The statue’s symbolism was not lost on the people of Florence. “It’s almost impossible to imagine connecting to a work of art the way the Florentines connected to the David,” says Arkles. “People weren’t just moved to tears, they were moved to write poems and leave them at the foot of the statue. It became practically, for a short time, almost an object of religious veneration because of its significance.”

In a city so crammed with art treasures, it is telling that Michelangelo’s David still tops the bill. Visitors queue to see the original in the Accademia Gallery or swarm around its replica in the Piazza della Signoria. Today, Florence’s souvenir stalls heave with tawdry mementos of the popular work, just as 500 years earlier, artists creating small-scale collectables in bronze and terracotta cashed in on the prestigious subject and its winning appeal.

Contemporary artists are still finding new forms for David. A 10m-tall buddha-like gold replica of Michelangelo’s David was created by Turkish-American artist Serkan Özkaya for the Istanbul Biennale in 2005, while Los Angeles-based artist Kadir Nelson explored the idea of a black David in 2019.

A 10m-tall gold replica of Michelangelo’s David was created by Turkish-American artist Serkan Ozkaya for the 2005 Istanbul Biennale (Credit: Alamy)

Nobody knows for sure who modelled for the Davids and if the chiselled beauty of these ultimate male models ever walked the Earth in flesh and blood. It matters little.

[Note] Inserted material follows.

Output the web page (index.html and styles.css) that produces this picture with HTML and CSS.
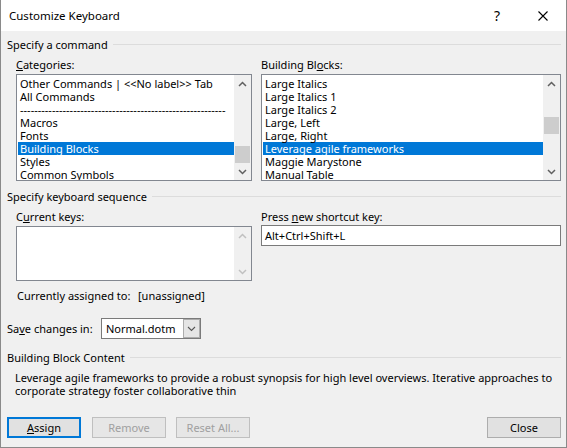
FILE: index.html
```html
<!DOCTYPE html>
<html>
<head>
<meta charset="utf-8">
<title>Customize Keyboard</title>
<link rel="stylesheet" href="styles.css">
</head>
<body>
<div class="window">
  <div class="titlebar">
    <span class="title">Customize Keyboard</span>
    <span class="cap-btn help">?</span>
    <span class="cap-btn close"><svg width="10" height="10" viewBox="0 0 10 10"><path d="M0.5 0.5 L9.5 9.5 M9.5 0.5 L0.5 9.5" stroke="#000" stroke-width="1.1" fill="none"/></svg></span>
  </div>
  <div class="content">
    <div class="group-head g1"><span>Specify a command</span><span class="rule"></span></div>
    <div class="cols c1">
      <div class="col left">
        <div class="label"><u>C</u>ategories:</div>
        <div class="listbox">
          <ul class="items">
            <li>Other Commands | &lt;&lt;No label&gt;&gt; Tab</li>
            <li>All Commands</li>
            <li>----------------------------------------------------------</li>
            <li>Macros</li>
            <li>Fonts</li>
            <li class="sel">Building Blocks</li>
            <li>Styles</li>
            <li>Common Symbols</li>
          </ul>
          <div class="vscroll">
            <div class="arrow"><svg width="9" height="6" viewBox="0 0 9 6"><path d="M1 5 L4.5 1.5 L8 5" fill="none" stroke="#606060" stroke-width="1.5"/></svg></div>
            <div class="track"><div class="thumb t-left"></div></div>
            <div class="arrow"><svg width="9" height="6" viewBox="0 0 9 6"><path d="M1 1 L4.5 4.5 L8 1" fill="none" stroke="#606060" stroke-width="1.5"/></svg></div>
          </div>
        </div>
      </div>
      <div class="col right">
        <div class="label">Building Bl<u>o</u>cks:</div>
        <div class="listbox">
          <ul class="items">
            <li>Large Italics</li>
            <li>Large Italics 1</li>
            <li>Large Italics 2</li>
            <li>Large, Left</li>
            <li>Large, Right</li>
            <li class="sel">Leverage agile frameworks</li>
            <li>Maggie Marystone</li>
            <li>Manual Table</li>
          </ul>
          <div class="vscroll">
            <div class="arrow"><svg width="9" height="6" viewBox="0 0 9 6"><path d="M1 5 L4.5 1.5 L8 5" fill="none" stroke="#606060" stroke-width="1.5"/></svg></div>
            <div class="track"><div class="thumb t-right"></div></div>
            <div class="arrow"><svg width="9" height="6" viewBox="0 0 9 6"><path d="M1 1 L4.5 4.5 L8 1" fill="none" stroke="#606060" stroke-width="1.5"/></svg></div>
          </div>
        </div>
      </div>
    </div>

    <div class="group-head g2"><span>Specify keyboard sequence</span><span class="rule"></span></div>
    <div class="cols c2">
      <div class="col left">
        <div class="label">C<u>u</u>rrent keys:</div>
        <div class="listbox keys">
          <ul class="items"></ul>
          <div class="vscroll disabled">
            <div class="arrow"><svg width="9" height="6" viewBox="0 0 9 6"><path d="M1 5 L4.5 1.5 L8 5" fill="none" stroke="#c0c0c0" stroke-width="1.5"/></svg></div>
            <div class="track"></div>
            <div class="arrow"><svg width="9" height="6" viewBox="0 0 9 6"><path d="M1 1 L4.5 4.5 L8 1" fill="none" stroke="#c0c0c0" stroke-width="1.5"/></svg></div>
          </div>
        </div>
      </div>
      <div class="col right">
        <div class="label">Press <u>n</u>ew shortcut key:</div>
        <div class="textbox">Alt+Ctrl+Shift+L</div>
      </div>
    </div>

    <div class="assigned"><span class="a-label">Currently assigned to:</span><span>[unassigned]</span></div>

    <div class="save-row">
      <span class="s-label">Sa<u>v</u>e changes in:</span>
      <div class="combo">
        <span class="combo-text">Normal.dotm</span>
        <span class="combo-btn"><svg width="9" height="6" viewBox="0 0 9 6"><path d="M1 1 L4.5 4.5 L8 1" fill="none" stroke="#555" stroke-width="1.1"/></svg></span>
      </div>
    </div>

    <div class="group-head g3"><span>Building Block Content</span><span class="rule"></span></div>
    <p class="preview">Leverage agile frameworks to provide a robust synopsis for high level overviews. Iterative approaches to corporate strategy foster collaborative thin</p>

    <div class="buttons">
      <button class="btn default"><u>A</u>ssign</button>
      <button class="btn" disabled>Remove</button>
      <button class="btn" disabled>Reset All...</button>
      <span class="spacer"></span>
      <button class="btn">Close</button>
    </div>
  </div>
</div>
</body>
</html>
```

FILE: styles.css
```css
* { box-sizing: border-box; }
html, body { margin: 0; padding: 0; }
body {
  width: 567px;
  height: 448px;
  overflow: hidden;
  font-family: "Noto Sans", "Open Sans", sans-serif;
  font-size: 11px;
  color: #000;
  background: #f0f0f0;
}
u { text-decoration: underline; text-underline-offset: 1px; }

.window {
  width: 567px;
  height: 448px;
  border: 1px solid #8a8a8a;
  border-top: none;
  background: #f0f0f0;
  display: flex;
  flex-direction: column;
}

.titlebar {
  height: 31px;
  flex: none;
  background: #fff;
  display: flex;
  align-items: center;
  padding-left: 8px;
}
.title { flex: 1; font-size: 11.5px; padding-bottom: 1px; }
.cap-btn {
  width: 46px;
  height: 31px;
  display: flex;
  align-items: center;
  justify-content: center;
}
.help { font-size: 14px; padding-bottom: 1px; }

.content {
  flex: 1;
  padding: 0 5px 0 6px;
  display: flex;
  flex-direction: column;
}

.group-head {
  height: 16px;
  line-height: 16px;
  display: flex;
  align-items: center;
  gap: 5px;
}
.group-head .rule {
  flex: 1;
  height: 1px;
  background: #dcdcdc;
  margin-top: -1px;
}
.g1 { margin-top: 6px; }
.g2 { margin-top: 8px; }
.g3 { margin-top: 11px; }

.cols {
  display: flex;
  gap: 9px;
  padding-left: 9px;
}
.col { display: flex; flex-direction: column; }
.col.left { width: 236px; }
.col.right { flex: 1; }
.label { height: 16px; line-height: 16px; }
.c1 { margin-top: 4px; }
.c1 .label { margin-bottom: 1px; }
.c2 { margin-top: 4px; }

.listbox {
  height: 107px;
  border: 1px solid #828790;
  background: #fff;
  display: flex;
  overflow: hidden;
}
.listbox.keys { height: 55px; margin-top: 1px; }
.items {
  flex: 1;
  list-style: none;
  margin: 0;
  padding: 2px 0 0 1px;
  overflow: hidden;
}
.items li {
  height: 13px;
  line-height: 13px;
  padding-left: 2px;
  white-space: nowrap;
}
.items li.sel { background: #0078d7; color: #fff; }

.vscroll {
  width: 17px;
  flex: none;
  background: #f0f0f0;
  display: flex;
  flex-direction: column;
}
.arrow {
  height: 17px;
  flex: none;
  display: flex;
  align-items: center;
  justify-content: center;
}
.track { flex: 1; padding: 0 1px; }
.thumb { height: 17px; background: #cdcdcd; }
.t-left { margin-top: 54px; }
.t-right { margin-top: 25px; }

.textbox {
  height: 21px;
  border: 1px solid #7a7a7a;
  background: #fff;
  line-height: 19px;
  padding-left: 3px;
}

.assigned {
  margin-top: 7px;
  padding-left: 10px;
  height: 16px;
  line-height: 16px;
  display: flex;
}
.a-label { width: 121px; }

.save-row {
  margin-top: 14px;
  display: flex;
  align-items: center;
}
.s-label { width: 94px; }
.combo {
  width: 100px;
  height: 21px;
  border: 1px solid #7a7a7a;
  background: #fff;
  display: flex;
}
.combo-text { flex: 1; line-height: 19px; padding-left: 4px; }
.combo-btn {
  width: 17px;
  background: #e5e5e5;
  border: 1px solid #acacac;
  display: flex;
  align-items: center;
  justify-content: center;
}

.preview {
  margin: 5px 0 0 0;
  padding-left: 8px;
  padding-right: 4px;
  line-height: 13px;
}

.buttons {
  margin-top: auto;
  margin-bottom: 9px;
  display: flex;
  gap: 10px;
  padding-right: 0;
}
.btn {
  width: 74px;
  height: 21px;
  font-family: inherit;
  font-size: 11px;
  color: #000;
  background: #e1e1e1;
  border: 1px solid #adadad;
  padding: 0;
  margin: 0;
}
.btn.default { border: 2px solid #0078d7; width: 74px; margin-right: 1px; }
.btn:disabled { color: #a0a0a0; border-color: #bfbfbf; background: #e6e6e6; }
.spacer { flex: 1; }
```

No other male figure has captured the public imagination so enduringly or been such an important vehicle for artistic endeavour.

Nevertheless, a debt must be acknowledged. “Each David has had an impact, as has each artist across the centuries,” the V&A’s Peta Motture says. “Yet each of them owes something to Donatello.”

Donatello: Sculpting the Renaissance is at the V&A, London, until 11 June 2023. Casts of Verrocchio and Michelangelo’s Davids can be seen in the V&A’s Weston Cast Court.